I’m a fixer. For as long as I can remember, I’ve had this sort of primal maternal instinct. When I see a person in distress, I must fix it. Whether it’s offering a shoulder to cry on, a listening ear, or a great big hug, I have what I can only describe as a physical need to swoop in momma bird-like and take care of business.
After having children of my own, this urge intensified. When my oldest was born, I would carry her around in my arms almost all day long, unable to bear the sound of her wailing when I put her down. Her squished, little red face and the tiny, newborn-kitten cries that turned into full-throated shrieks broke my heart. What was she feeling in those moments that she couldn’t clearly communicate? I had to fix whatever it was.

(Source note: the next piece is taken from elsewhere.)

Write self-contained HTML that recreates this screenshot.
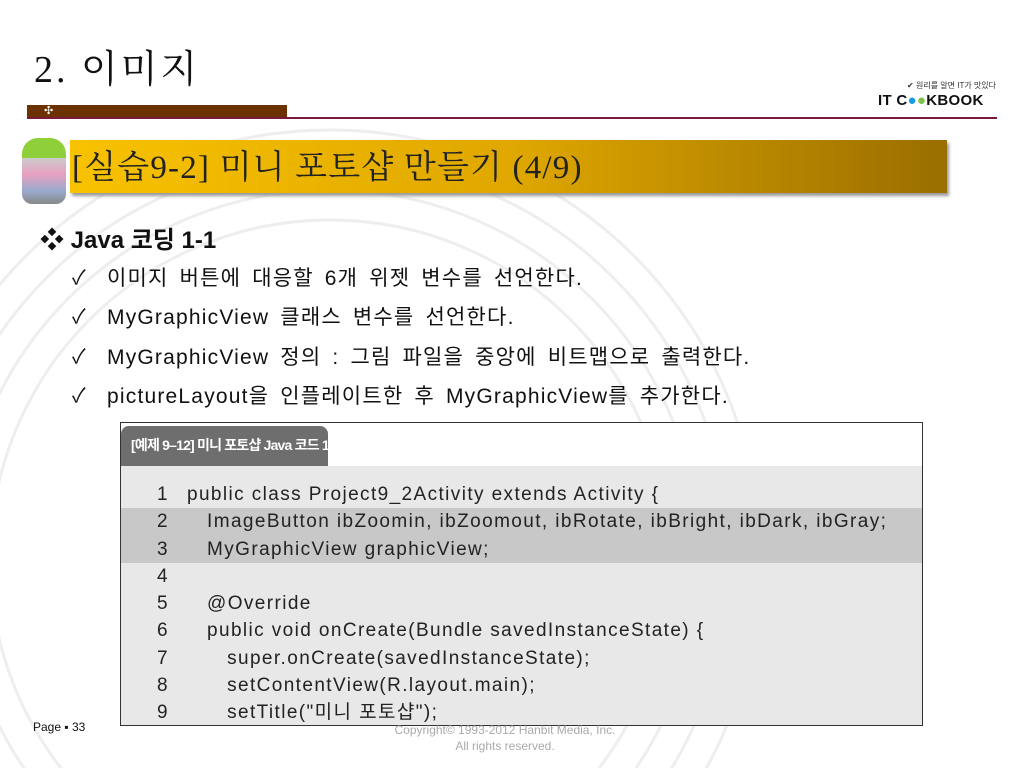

As she and my younger daughter grew older, the fixing evolved. With bigger kids come bigger-scale problems. These days, I let them navigate the world on their own more often, figuring out how to survive without their momma flying in at every turn. Still, once they return to the safety and privacy of our home, the fixing continues. Whether it’s boo-boos, bug bites, or bullies, I fly in with my arsenal of momma-isms and try to soothe their wounds.
While this all sounds very loving and caring and motherly, it can also be another thing: suffocating.
When you’re feeling sad, there’s nothing worse than someone following you around trying to force false cheer. Sometimes, you just have to surrender to your sadness and sit with it. Maybe invite it in for a cup of hot cocoa and get to know it a little better.
This idea is at the core of Eva Eland’s debut picture book When Sadness Is at Your Door. Through simple sentences and muted illustrations, Eland gives sadness a face and encourages readers to explore it rather than hide from it — or try to fix it.
Instead of enforcing the idea that sadness is wrong or something to immediately get over, Eland takes an entirely different approach. She doesn’t make sadness scary or bad. Instead, it’s a quiet guest that shows up and tags along for a while.
While acknowledging that sadness can feel big and heavy, Eland urges readers to “ask where it comes from and what it needs.” This gentle nudge toward mindfulness and self-exploration is a huge step toward more open conversation about mental health and destigmatizing sadness and depression. It’s a way to start a dialogue with younger children about big feelings, and to let them know it’s okay to have them — even if, like the character Sadness, they’re a little amorphous and hard to understand.
For mothering, smothering fixers like me, this book asks us to come to terms with the idea that sadness is normal. It will always pop up and find us (and our babies!) when we least expect it. And instead of telling our children to not be sad or to turn that frown upside down — both of which can bring feelings of anxiety when they’re not quite sure how to do that — this book urges us to teach our children to navigate feelings of sadness in a much healthier and more helpful way. It teaches us that sometimes the best “fix” is to sit and let them be.